On the other hand, the present research has some limitations. One of them is the limited number of participants, which may affect sample representativeness and restrict the generalizability of the findings. Therefore, similar studies could be conducted with larger groups in future research to enhance the generalizability and validity of the results. Moreover, a quasi-experimental research design was used, and this can lead to several disadvantages such as a lack of randomization, internal validity concerns, limited causal inferences, ethical constraints, and generalizability issues. Therefore, future studies can be conducted using experimental research designs. In the current research, t-tests are maintained as the primary mode of analysis.
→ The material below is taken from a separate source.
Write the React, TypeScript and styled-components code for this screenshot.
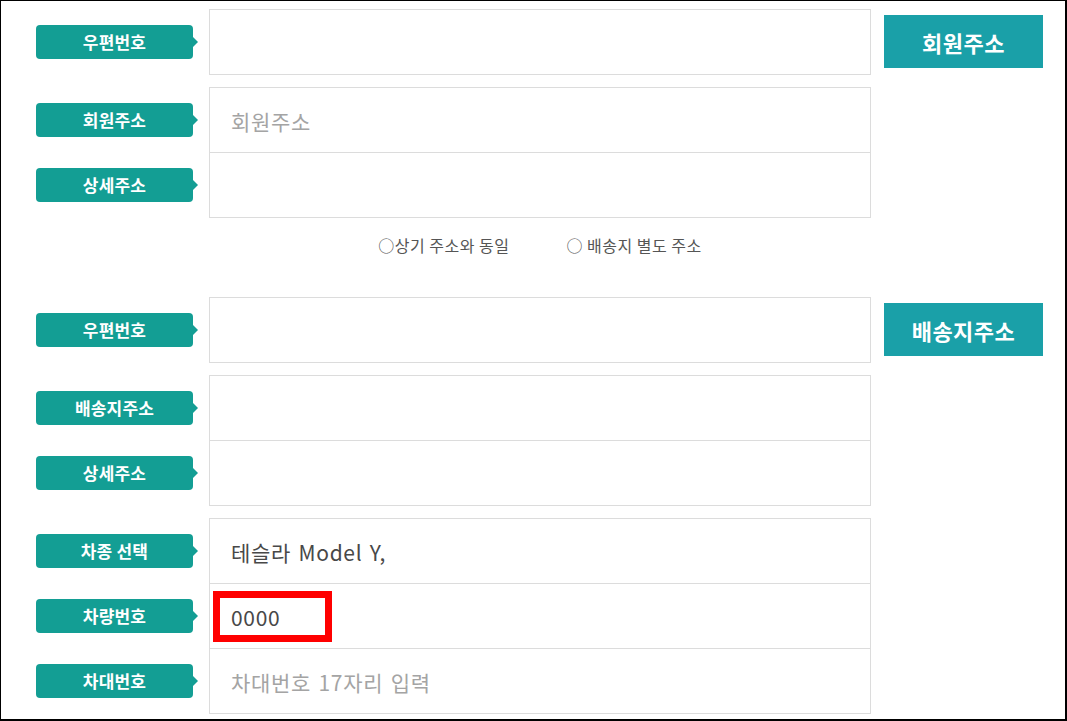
import { FC } from 'react';
import styled, { createGlobalStyle } from 'styled-components';

const GlobalStyle = createGlobalStyle`
  html, body {
    margin: 0;
    padding: 0;
    background: #fff;
  }
  body {
    font-family: 'Noto Sans CJK KR', 'Noto Sans', sans-serif;
  }
`;

const Frame = styled.div`
  box-sizing: border-box;
  width: 1067px;
  height: 721px;
  border-top: 1px solid #000;
  border-left: 1px solid #000;
  border-right: 2px solid #000;
  border-bottom: 2px solid #000;
  padding: 8px 0 0 35px;
  display: flex;
  flex-direction: column;
  gap: 12px;
  overflow: hidden;
`;

const Section = styled.div`
  display: flex;
  align-items: flex-start;
`;

const Rows = styled.div`
  display: flex;
  flex-direction: column;
`;

const Row = styled.div`
  display: flex;
  align-items: center;
  & + & {
    margin-top: -1px;
  }
`;

const Label = styled.div`
  position: relative;
  box-sizing: border-box;
  width: 157px;
  height: 34px;
  margin-right: 16px;
  border-radius: 4px;
  background: #139e94;
  color: #fff;
  font-size: 17px;
  font-weight: 700;
  letter-spacing: 0.2px;
  line-height: 34px;
  text-align: center;
  &::after {
    content: '';
    position: absolute;
    right: -5px;
    top: 50%;
    margin-top: -5px;
    border-left: 5px solid #139e94;
    border-top: 5px solid transparent;
    border-bottom: 5px solid transparent;
  }
`;

const Cell = styled.div<{ $muted?: boolean }>`
  position: relative;
  box-sizing: border-box;
  width: 662px;
  height: 66px;
  border: 1px solid #dcdcdc;
  padding: 2px 0 0 21px;
  display: flex;
  align-items: center;
  font-size: 21px;
  letter-spacing: 0.7px;
  word-spacing: 2px;
  color: ${(p) => (p.$muted ? '#a4a4a4' : '#484848')};
`;

const Highlight = styled.div`
  position: absolute;
  left: 3px;
  top: 7px;
  width: 119px;
  height: 51px;
  box-sizing: border-box;
  border: 7px solid #ff0000;
`;

const SideButton = styled.button`
  box-sizing: border-box;
  width: 159px;
  height: 53px;
  margin: 6px 0 0 13px;
  border: none;
  background: #1aa0a8;
  color: #fff;
  font-family: inherit;
  font-size: 22px;
  font-weight: 700;
  letter-spacing: 0.5px;
  padding: 0;
`;

const RadioRow = styled.div`
  display: flex;
  justify-content: center;
  gap: 57px;
  width: 662px;
  margin-left: 173px;
  padding: 5px 0 30px;
  font-size: 16px;
  line-height: 20px;
  color: #555;
  letter-spacing: 0.5px;
`;

type Field = { label: string; value?: string; placeholder?: string; marked?: boolean };

const FieldGroup: FC<{ fields: Field[]; button?: string }> = ({ fields, button }) => (
  <Section>
    <Rows>
      {fields.map((f) => (
        <Row key={f.label}>
          <Label>{f.label}</Label>
          <Cell $muted={!f.value}>
            {f.value ?? f.placeholder}
            {f.marked && <Highlight />}
          </Cell>
        </Row>
      ))}
    </Rows>
    {button && <SideButton>{button}</SideButton>}
  </Section>
);

export default function App() {
  return (
    <>
      <GlobalStyle />
      <Frame>
        <FieldGroup fields={[{ label: '우편번호' }]} button="회원주소" />
        <FieldGroup fields={[{ label: '회원주소', placeholder: '회원주소' }, { label: '상세주소' }]} />
        <RadioRow>
          <span>○상기 주소와 동일</span>
          <span>○ 배송지 별도 주소</span>
        </RadioRow>
        <FieldGroup fields={[{ label: '우편번호' }]} button="배송지주소" />
        <FieldGroup fields={[{ label: '배송지주소' }, { label: '상세주소' }]} />
        <FieldGroup
          fields={[
            { label: '차종 선택', value: '테슬라 Model Y,' },
            { label: '차량번호', value: '0000', marked: true },
            { label: '차대번호', placeholder: '차대번호 17자리 입력' },
          ]}
        />
      </Frame>
    </>
  );
}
This can cause some limitations like a lack of replication, confounding variables, no generalizability, limited statistical power, etc. For example, using only one course per condition (e.g., one course might represent the experimental group and another the control group) can weaken the validity and generalizability of the findings. Any observed differences might be due to the characteristics of the specific courses (e.g., instructor style, student demographics, course content), rather than the experimental condition itself. Therefore, to strengthen the results and interpretations, effect sizes were accompanied with confidence intervals. In this study, only a quantitative research design was employed. Future research can be designed using qualitative or mixed method approaches to obtain in-depth insights into students’ sustainability consciousness. The present research presented the results of the effects of learn–think–act-approach-based and lecture-based SDG instructions for 8 weeks. Longer-term follow-up studies to assess students’ sustainability consciousness over time can be designed in future research. In spite of these limitations, this research can represent a pioneering effort in revealing the efficacy of learn–think–act-approach-based SDG instruction in advancing students’ sustainability consciousness as future shapers of a sustainable world.